When does the criminal statute of limitations begin?
The statute of limitations for a criminal prosecution is five years from when the offense is committed. 18 U.S.C. § 3282
In criminal RICO prosecutions, in contrast, discovery is irrelevant, and the statute of limitations will typically begin to run when the continuous course of criminal conduct ends, in year 5 in the example of the question. So, the criminal statute of limitations will have expired sometime in year 10.
But, there is room to argue, for example, that there was not one course of criminal conduct, but several, and that there were distinct sub-enterprises which engaged in criminal conduct, and that the statute of limitations should be applied separate to each course of criminal conduct and each criminal enterprise.
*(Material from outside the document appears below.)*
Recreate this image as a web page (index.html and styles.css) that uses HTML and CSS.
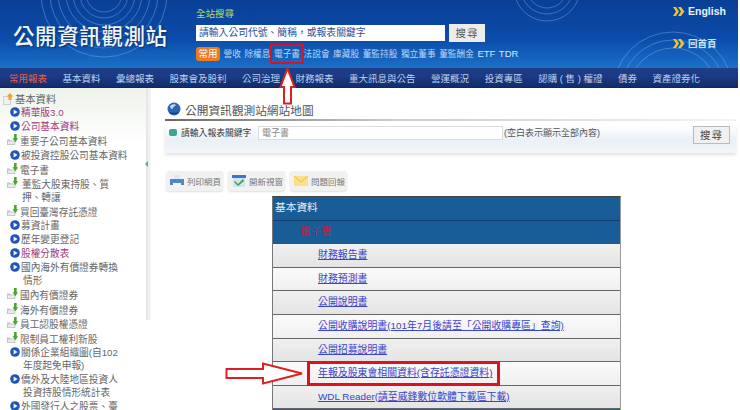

Also, in a criminal RICO prosecution, the statute of limitations could run at different times as to different defendants. Maybe the organization as a whole is subject to the latest statute of limitations, but maybe one particular individual defendant was only involved for the first three years and then broke all ties with the organization and left it. The statute of limitations as to that one individual defendant might begin when that individual left the organization, and not when the enterprise as a whole ceased to engaged in criminal activity.
Furthermore, while the conduct that gives rise to civil liability and the conduct that gives rise to criminal liability are superficially almost identical (except that causation of injury doesn't have to be shown in a criminal case), in practice, criminal RICO prosecutions are typically much closer to what one stereotypically thinks about as organized crime, like drug dealing, prostitution rings, protection rackets, and loan sharking by gangs and cartels, rather than the institutionalized fraud by seemingly legitimate business activity done in a fraudulent way that is the typical basis of a civil RICO lawsuit. So, the way that the statute of limitations is applied to particular fact patterns is often, in practice, very different for civil RICO lawsuits and criminal RICO prosecutions.